A GANG of drunken teenagers launched a savage attack on a brave Royal Navy sailor who tried to stop them killing an injured seagull.

One of the 18-year-olds found the bird near Torquay Harbour and was in the process of stamping it to death when the off-duty serviceman and his girlfriend intervened.

The four youths turned their aggression on him and he was punched to the ground and kicked in the head as lay defenceless in the road.

The attack happened at 3am after the teens had left nearby clubs. One of them had already attacked a random stranger and they were said to be ‘spoiling for a fight’.

CCTV showed them hunting down the sailor and carrying on their attack even after the police arrived. Two of them also assaulted the police as they tried to stop the violence.

The victim was left covered in bruises, needing stitches in a split lip and a broken finger. He was forced to miss and inter-service athletics event where he was due to represent the Royal Navy.

Adrian Heaps, now aged 19, of Crowther’s Hill, Dartmouth; Matthew Fardoe, aged 18, of The Gurneys, Paignton; Deniz Duman, aged 19, of Plantation Way, Torquay, and Charles Laybourne, aged 19, of Foxhole Road, Paignton, all admitted assault causing actual bodily harm.

Heaps admitted a separate battery and assaulting an emergency worker while Fardoe admitted two assaults on emergency workers.

They were all given one year community orders with differing amounts of unpaid work and other conditions by Judge James Townsend at Exeter Crown Court. They were each ordered to pay £150 compensation to the victim.

The judge told them: 'This was a quite appalling incidence of sustained violence committed when you had all drunk far too much. To make matters worse, when the police tried to restore order, the violence continued and, disgracefully, officers were attacked.

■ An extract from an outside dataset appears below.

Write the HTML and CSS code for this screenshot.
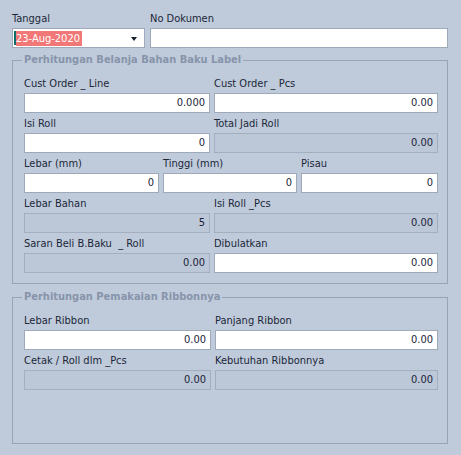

'It is lucky that you are not facing significantly more serious charges. Violence of this sort, and particularly kicking people on the ground, can lead to very serious injury or on some occasions, death.'

The judge said he was not sending the defendant to jail because they were young, immature, had no similar convictions, showed their remorse and pleaded guilty.

Mr Simon Burns, prosecuting, said the violence happened at around 3am on Saturday September 3 last year. It started with Heaps assaulting a stranger near the clock tower and carried on at the harbourside.

The sailor’s girlfriend remonstrated with one of the group about them killing a seagull and this led Duman to start the attack, which the others joined in, although Laybourne only landed one punch and did not get involved in the kicking.

The sailor wrote a victim impact statement saying he had so many grazes and cuts that he was finding it hard to sleep and felt ‘as if I was sticking to the sheets’.

Mr Burns said: 'These defendants were spoiling for a fight and the catalyst for the violence was an injured seagull being stamped on. It led to drunken, yobbish behaviour and sustained and horrific violence.'

Lawyers representing the four men said they had all been shocked by their actions when shown the CCTV by police. They all acted out of character and have learned from this episode of immature behaviour.